I recently read John Maxwell’s excellent book Leadershift: 11 Essential Changes Every Leader Must Embrace. One of my favorite chapters in the book was titled “Positional Authority to Moral Authority: The Influence Shift”. What exactly is moral authority and why is it important for leaders, and others, to have it?
Maxwell writes that moral authority is:
“The recognition of a person’s leadership influence based on who they are more than the position they hold. It is attained by authentic living that has built trust and is sustained by successful leadership endeavors. It is earned by a lifetime of consistency. Leaders can strive to earn moral authority by the way they live, but only others can grant them moral authority.”
This definition of moral authority is similar to the integrity competency we used in the organization where I worked. I would ask if a team member’s actions consistently matched their words. Did they build trust with others because others could depend on them to do what they said they were going to do? In other words, did their walk align with their talk? I see moral authority being closely aligned with character and dependability.
Andy Stanley in his book Visioneering, writes that moral authority is the credibility you earn by walking your talk. He tells us that moral authority is the result of a commitment to do what’s right.
When I mentored with emerging leaders, I would tell them that I wanted them to become leaders that others would want to follow. Stanley writes that to gain and maintain your influence as a leader you must have moral influence, and that moral authority makes you a leader worth following. Maxwell writes that you can’t cultivate moral authority unless people respect you. That respect is earned by consistently walking your talk.
Stanley tells us that moral authority is a fragile thing. It takes a lifetime to earn, but can be lost in a moment. And once it is lost it is almost impossible to restore.
Now that we have discussed what moral authority is, can you think of individuals who have lost their moral authority? It probably wouldn’t take you long to think of several.
Here are a few examples that I can think of:
- Politicians who aggressively advocate for abortion up until the day of birth, and yet proclaim to be people of faith. I’m sure you’ve heard them say something like “Personally I’m opposed to abortion, but…..”. They are not walking their talk.
- While it’s always possible to change your mind about an issue, you can probably think of politicians who campaigned with one set of beliefs on an issue, and then later, after they were in office, changed their mind as their thoughts were “evolving” on an issue. That happened with the previous governor of the state I live in.

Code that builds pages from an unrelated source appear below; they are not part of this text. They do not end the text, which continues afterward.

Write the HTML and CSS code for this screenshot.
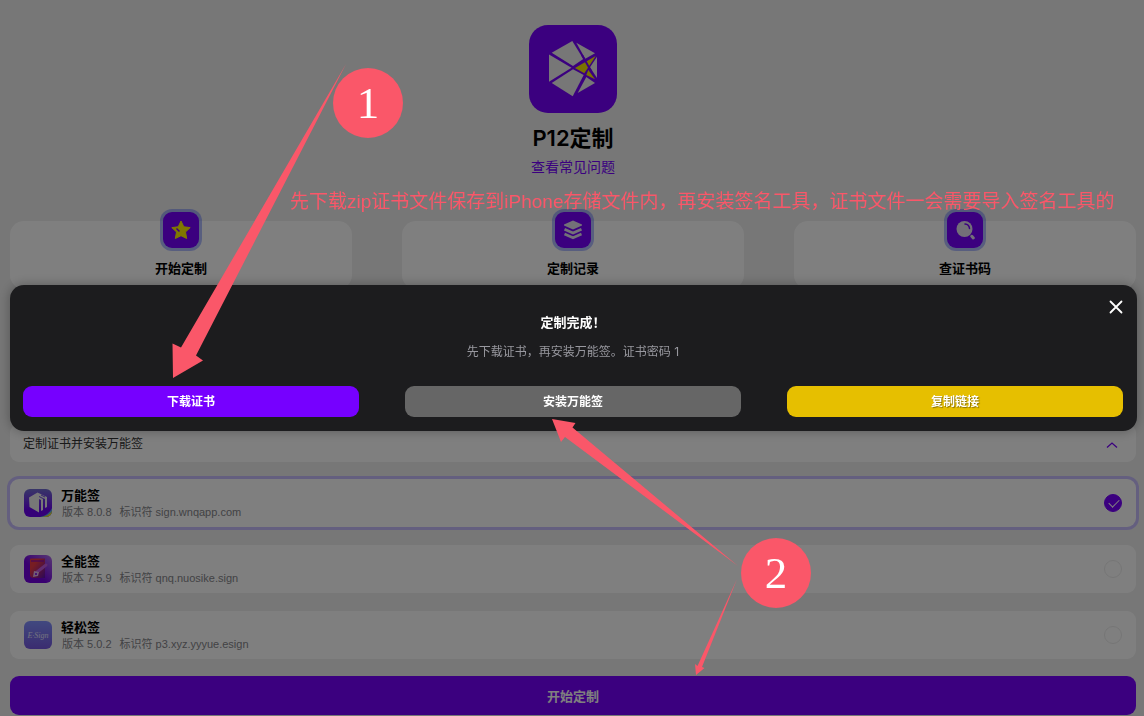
FILE: index.html
```html
<!DOCTYPE html>
<html lang="zh-CN">
<head>
    <meta charset="UTF-8">
    <meta name="viewport" content="width=device-width, initial-scale=1.0">
    <title>P12定制</title>
    <link rel="stylesheet" href="styles.css">
</head>
<body>
    <main class="page">
        <header class="header">
            <svg class="header__logo" viewBox="0 0 88 88">
                <rect width="88" height="88" rx="19" fill="#7600ff"/>
                <g fill="#eee">
                    <path d="M20 29.5 42.5 42.7 20 56.7z"/>
                    <path d="M22.7 27.7 43.3 16 54.3 34 44 41z"/>
                    <path d="M47.3 17.7 66 28.3 56.3 33.7z"/>
                    <path d="M68 31.7V53L61 42.3z"/>
                    <path d="M22.7 58 44 44.3 54.7 50 43.7 71.3z"/>
                    <path d="M57.3 52 66 58 48.7 68z"/>
                </g>
                <path d="M46 43 66.7 31 55.3 48.3zM59.3 45 66 54.3 57.3 50z" fill="#f4e400"/>
                <path d="M53 30 62 46" stroke="#7600ff" stroke-width="2"/>
            </svg>
            <h1 class="header__title">P12定制</h1>
            <a class="header__link" href="#">查看常见问题</a>
        </header>

        <nav class="features">
            <a class="feature" href="#">
                <span class="feature__icon">
                    <svg viewBox="0 0 20 20"><path d="M10 1l2.8 5.8 6.4.8-4.7 4.4 1.2 6.5L10 15.7 4.3 18.5 5.5 12 .8 7.6l6.4-.8z" fill="#fff000" stroke="#fff000" stroke-linejoin="round"/><path d="M5.5 8.5 8.5 11.5" stroke="#7600ff" stroke-width="1.5"/></svg>
                </span>
                <span class="feature__label">开始定制</span>
            </a>
            <a class="feature" href="#">
                <span class="feature__icon">
                    <svg viewBox="0 0 20 20"><path d="M10 .5 19 4.5v1L10 9.500 1 5.500v-1z" fill="#e6e0f0"/><path d="M1.5 9.200 10 13l8.500-3.800M1.500 14 10 17.800 18.500 14" fill="none" stroke="#e6e0f0" stroke-width="2.6"/></svg>
                </span>
                <span class="feature__label">定制记录</span>
            </a>
            <a class="feature" href="#">
                <span class="feature__icon">
                    <svg viewBox="0 0 20 20"><circle cx="9.5" cy="9" r="8" fill="#e6e0f0"/><path d="M10 4a5 5 0 0 1 4.500 4.500" fill="none" stroke="#7600ff" stroke-width="1.5" stroke-linecap="round"/><path d="M16.800 16.300 18.300 18" stroke="#e6e0f0" stroke-width="3" stroke-linecap="round"/></svg>
                </span>
                <span class="feature__label">查证书码</span>
            </a>
        </nav>

        <button type="button" class="collapse">
            <span>定制证书并安装万能签</span>
            <svg class="collapse__arrow" viewBox="0 0 12 12"><path d="M1 9.5 6 5l5 4.500" fill="none" stroke="#7600ff" stroke-width="1.3"/></svg>
        </button>

        <div class="tools">
            <label class="tool tool_active">
                <svg class="tool__icon" viewBox="0 0 28 28">
                    <defs>
                        <linearGradient id="wn" x1="0" y1="0" x2="0" y2="1"><stop offset="0" stop-color="#716dd0"/><stop offset=".75" stop-color="#6a00f0"/></linearGradient>
                        <clipPath id="round"><rect width="28" height="28" rx="6"/></clipPath>
                    </defs>
                    <g clip-path="url(#round)">
                        <rect width="28" height="28" fill="url(#wn)"/>
                        <path d="M16 28q9-2 12-9v9z" fill="#5aa8e8"/>
                        <path d="M18 28q7-1 10-6v6z" fill="#f0e020"/>
                        <path d="M5 8.500 13.500 3.500 23 8v10l-2 1V10l-2-1v12l-2 1V11l-2-1v13.500L5.500 18z" fill="#eee"/>
                        <path d="M15 7.500 19 9.500M17 6l4 2" stroke="#6d4be0"/>
                    </g>
                </svg>
                <span class="tool__text">
                    <span class="tool__name">万能签</span>
                    <span class="tool__info"><span>版本 8.0.8</span><span>标识符 sign.wnqapp.com</span></span>
                </span>
                <input class="tool__radio" type="radio" name="tool" checked>
            </label>
            <label class="tool">
                <svg class="tool__icon" viewBox="0 0 28 28">
                    <defs>
                        <linearGradient id="qn" x1="0" y1="1" x2="1" y2="0"><stop offset=".4" stop-color="#7200e0"/><stop offset="1" stop-color="#b070e8"/></linearGradient>
                        <linearGradient id="book" x1="0" y1="0" x2="1" y2="1"><stop offset=".3" stop-color="#ee3a44"/><stop offset="1" stop-color="#5a10b0"/></linearGradient>
                    </defs>
                    <rect width="28" height="28" rx="6" fill="url(#qn)"/>
                    <path d="M6 4.500Q6 3.500 7 3.500H21V23H10Q6 23 6 20z" fill="url(#book)"/>
                    <path d="M7 6H20" stroke="#7800c8"/>
                    <path d="M22 10 13 17" stroke="#c45ae0" stroke-width="3" stroke-linecap="round"/>
                    <path d="M10 16l5 1-1 4-5 1z" fill="#e6b8ec"/>
                    <circle cx="12" cy="19" r="1" fill="#7200e0"/>
                </svg>
                <span class="tool__text">
                    <span class="tool__name">全能签</span>
                    <span class="tool__info"><span>版本 7.5.9</span><span>标识符 qnq.nuosike.sign</span></span>
                </span>
                <input class="tool__radio" type="radio" name="tool">
            </label>
            <label class="tool">
                <svg class="tool__icon" viewBox="0 0 28 28">
                    <defs>
                        <linearGradient id="es" x1="0" y1="0" x2="0" y2="1"><stop offset="0" stop-color="#8292ff"/><stop offset="1" stop-color="#7558e0"/></linearGradient>
                    </defs>
                    <rect width="28" height="28" rx="6" fill="url(#es)"/>
                    <text class="tool__sign" x="14" y="17" text-anchor="middle">E·Sign</text>
                </svg>
                <span class="tool__text">
                    <span class="tool__name">轻松签</span>
                    <span class="tool__info"><span>版本 5.0.2</span><span>标识符 p3.xyz.yyyue.esign</span></span>
                </span>
                <input class="tool__radio" type="radio" name="tool">
            </label>
        </div>

        <button type="button" class="submit">开始定制</button>
    </main>

    <div class="overlay">
        <section class="modal" role="dialog" aria-labelledby="modal-title">
            <button type="button" class="modal__close">
                <svg viewBox="0 0 14 14"><path d="M1.5 1.5l11 11M12.5 1.5l-11 11" stroke="#fff" stroke-width="1.8" stroke-linecap="round"/></svg>
            </button>
            <h2 class="modal__title" id="modal-title">定制完成！</h2>
            <p class="modal__text">先下载证书，再安装万能签。证书密码 1</p>
            <div class="modal__buttons">
                <button type="button" class="btn btn_purple">下载证书</button>
                <button type="button" class="btn btn_gray">安装万能签</button>
                <button type="button" class="btn btn_yellow">复制链接</button>
            </div>
        </section>
    </div>

    <!-- step marks over the page -->
    <div class="guide">
        <svg class="guide__arrows" viewBox="0 0 1144 716">
            <path d="M346 64 196 355.5 203 360.5 173 378 172.5 343.5 181 347.5z"/>
            <path d="M738 566 572.5 427.5 575.5 423 552 419 561 442 565 437z"/>
            <path d="M737 579 697.5 666 695 664 696 675 704.5 668 702 667z"/>
        </svg>
        <p class="guide__note">先下载zip证书文件保存到iPhone存储文件内，再安装签名工具，证书文件一会需要导入签名工具的</p>
        <span class="step step_one">1</span>
        <span class="step step_two">2</span>
    </div>
</body>
</html>
```

FILE: styles.css
```css
* {
    box-sizing: border-box;
}
body {
    margin: 0;
    background-color: #eeeeee;
    font-family: Inter, "Noto Sans CJK SC", sans-serif;
    font-size: 13px;
    line-height: 20px;
    color: #000;
}
button {
    border: none;
    font-family: inherit;
    cursor: pointer;
}
a {
    color: inherit;
    text-decoration: none;
}
.page {
    padding: 25px 8px 1px 10px;
}
.header {
    display: flex;
    flex-direction: column;
    align-items: center;
}
.header__logo {
    width: 88px;
    height: 88px;
}
.header__title {
    margin: 10px 0 4px;
    font-size: 22px;
    line-height: 30px;
    font-weight: 600;
}
.header__link {
    font-size: 14px;
    color: #7600ff;
}
.features {
    display: grid;
    grid-template-columns: repeat(3, 1fr);
    gap: 50px;
    margin-top: 44px;
}
.feature {
    display: flex;
    flex-direction: column;
    align-items: center;
    gap: 10px;
    padding-bottom: 11px;
    border-radius: 14px;
    background-color: #fff;
}
.feature__icon {
    display: flex;
    align-items: center;
    justify-content: center;
    width: 36px;
    height: 36px;
    margin-top: -9px;
    border-radius: 9px;
    background-color: #7600ff;
    box-shadow: 0 0 0 3px rgba(60, 90, 255, .4);
}
.feature__icon svg {
    width: 20px;
    height: 20px;
}
.feature__label {
    font-weight: 700;
}
.collapse {
    display: flex;
    align-items: center;
    justify-content: space-between;
    width: 100%;
    margin-top: 135px;
    padding: 10px 18px 8px 13px;
    border-radius: 9px;
    background-color: #fff;
    font-size: 12px;
    line-height: 20px;
    color: #333;
}
.collapse__arrow {
    width: 12px;
    height: 12px;
}
.tools {
    display: flex;
    flex-direction: column;
    gap: 18px;
    margin: 17px 0;
}
.tool {
    display: flex;
    align-items: center;
    gap: 9px;
    height: 48px;
    padding: 0 14px;
    border-radius: 9px;
    background-color: #fff;
}
.tool_active {
    box-shadow: 0 0 0 3px #c9bfff;
}
.tool__icon {
    width: 28px;
    height: 28px;
}
.tool__text {
    display: flex;
    flex: 1;
    flex-direction: column;
}
.tool__name {
    line-height: 18px;
    font-weight: 700;
}
.tool__info {
    display: flex;
    gap: 8px;
    padding-left: 1px;
    font-family: "Liberation Sans", "Noto Sans CJK SC", sans-serif;
    font-size: 11px;
    line-height: 17px;
    color: #85858a;
}
.tool__sign {
    font-family: "Liberation Serif", serif;
    font-size: 8px;
    font-style: italic;
    fill: #e4e4ff;
}
.tool__radio {
    appearance: none;
    width: 18px;
    height: 18px;
    margin: 0;
    border: 1px solid #ececec;
    border-radius: 50%;
}
.tool__radio:checked {
    position: relative;
    border-color: #7600ff;
    background-color: #7600ff;
}
.tool__radio:checked::after {
    content: "";
    position: absolute;
    left: 4px;
    top: 4px;
    width: 9px;
    height: 5px;
    border-left: 1px solid #fff;
    border-bottom: 1px solid #fff;
    transform: rotate(-45deg);
}
.submit {
    display: block;
    width: 100%;
    height: 39px;
    border-radius: 9px;
    background-color: #7600ff;
    font-size: 13px;
    font-weight: 700;
    color: #fff;
}
.overlay {
    position: fixed;
    inset: 0;
    display: flex;
    align-items: center;
    padding: 0 7px 0 10px;
    background-color: rgba(0, 0, 0, .5);
}
.modal {
    position: relative;
    width: 100%;
    padding: 27px 14px 14px 13px;
    border-radius: 14px;
    background-color: #1c1c1e;
    box-shadow: 0 0 12px rgba(0, 0, 0, .3);
    text-align: center;
}
.modal__close {
    position: absolute;
    top: 15px;
    right: 14px;
    padding: 0;
    background: none;
}
.modal__close svg {
    display: block;
    width: 14px;
    height: 14px;
}
.modal__title {
    margin: 0 0 10px;
    font-size: 13px;
    font-weight: 700;
    color: #fff;
}
.modal__text {
    margin: 0 0 24px;
    font-size: 12px;
    color: #98989f;
}
.modal__buttons {
    display: grid;
    grid-template-columns: repeat(3, 1fr);
    gap: 46px;
}
.btn {
    height: 31px;
    padding: 0 0 2px;
    border-radius: 9px;
    font-size: 12px;
    font-weight: 700;
    color: #fff;
}
.btn_purple {
    background-color: #7600ff;
}
.btn_gray {
    background-color: #666;
}
.btn_yellow {
    background-color: #e6bf00;
    text-shadow: 1px 1px 1px rgba(0, 0, 0, .4);
}
.guide {
    position: absolute;
    top: 0;
    left: 0;
    pointer-events: none;
}
.guide__arrows {
    display: block;
    width: 1144px;
    height: 716px;
    fill: #fa5769;
}
.guide__note {
    position: absolute;
    top: 189px;
    left: 290px;
    margin: 0;
    font-family: "Liberation Sans", "Noto Sans CJK SC", sans-serif;
    font-size: 19px;
    line-height: 26px;
    color: #fa5769;
    white-space: nowrap;
}
.step {
    position: absolute;
    display: flex;
    align-items: center;
    justify-content: center;
    width: 70px;
    height: 70px;
    border-radius: 50%;
    background-color: #fa5769;
    font-family: "Liberation Serif", serif;
    font-size: 45px;
    color: #fff;
}
.step_one {
    top: 68px;
    left: 333px;
}
.step_two {
    top: 538px;
    left: 741px;
}
```
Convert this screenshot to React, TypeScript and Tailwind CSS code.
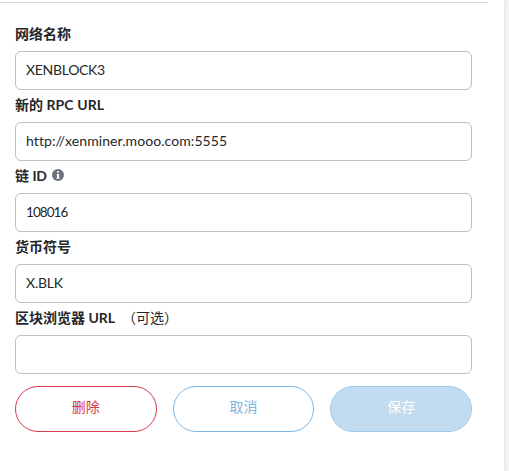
import type { ReactNode } from "react";

type FieldProps = {
  label: ReactNode;
  name: string;
  value: string;
  tracking?: string;
};

function Field({ label, name, value, tracking = "" }: FieldProps) {
  return (
    <div>
      <div className="flex h-8 items-center pb-0.5 text-[14px] leading-5 font-bold whitespace-pre text-[#24272a]">
        {label}
      </div>
      <input
        aria-label={name}
        defaultValue={value}
        className={`block h-[39px] w-full rounded-[6px] border border-[#bbc0c5] bg-white px-2.5 pb-0.5 text-[#24272a] outline-none ${tracking}`}
      />
    </div>
  );
}

function InfoIcon() {
  return (
    <svg viewBox="0 0 12 12" className="mb-0.5 ml-[6px] size-3">
      <circle cx="6" cy="6" r="6" fill="#6a737d" />
      <path d="M5 2.2h2v1.6H5zM4.6 5H7v3.7h.7v1H4.4v-1H5V6h-.4z" fill="#fff" />
    </svg>
  );
}

const button =
  "h-[46px] flex-1 rounded-full border pb-[5px] text-[14px] leading-5";

export default function App() {
  return (
    <div className="h-[471px] w-[509px] overflow-hidden bg-[#f2f3f4] font-['Lato','Noto_Sans_CJK_SC',sans-serif]">
      <div className="h-full w-[504px] bg-white pt-0.5 shadow-[0_0_3px_rgba(0,0,0,0.12)]">
        <div className="h-px w-[488px] bg-[#d6d9dc]" />
        <form className="w-[472px] pt-4 pl-[15px]">
          <Field label="网络名称" name="网络名称" value="XENBLOCK3" tracking="text-[14px] tracking-[-0.3px]" />
          <Field
            label={<>新的 <span className="tracking-[0.1px]">RPC URL</span></>}
            name="新的 RPC URL"
            value="http://xenminer.mooo.com:5555"
            tracking="text-[14px] tracking-[0.08px]"
          />
          <Field
            label={<>链 <span className="tracking-[-0.4px]">ID</span><InfoIcon /></>}
            name="链 ID"
            value="108016"
            tracking="text-[13.5px] tracking-[-0.95px]"
          />
          <Field label="货币符号" name="货币符号" value="X.BLK" tracking="text-[14px] tracking-[-0.2px]" />
          <Field
            label={
              <>
                区块浏览器 <span>URL</span>
                <span className="ml-[7px] font-normal">（可选）</span>
              </>
            }
            name="区块浏览器 URL"
            value=""
            tracking="text-[14px]"
          />
          <div className="flex gap-4 pt-3">
            <button type="button" className={`${button} border-[#d73a49] text-[#d73a49]`}>删除</button>
            <button type="button" className={`${button} border-[#7cb6e2] text-[#7cb6e2]`}>取消</button>
            <button type="button" className={`${button} border-[#a0cbea] bg-[#c1dcf1] text-white`}>保存</button>
          </div>
        </form>
      </div>
    </div>
  );
}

He campaigned as pro-life, but once in office he advocated for abortion rights. These are not individuals that you can depend on because they have violated your trust, not built it.
- How about the leader who promises you a promotion but then gives it to someone else? That certainly doesn’t build trust with you. I remember about 20 years ago, I was new in the IT department at my organization. We would receive anonymous performance feedback at the middle and end of each performance cycle. I can clearly recall reading a comment that read “Bill shouldn’t make promises he can’t keep”. I didn’t know then and never did find out what that comment was referring to, but I was devastated. It was clear that I had lost someone’s trust.
Can you see why it is important for leaders of all kinds to have moral authority? What are some examples of individuals who have lost their moral authority with you?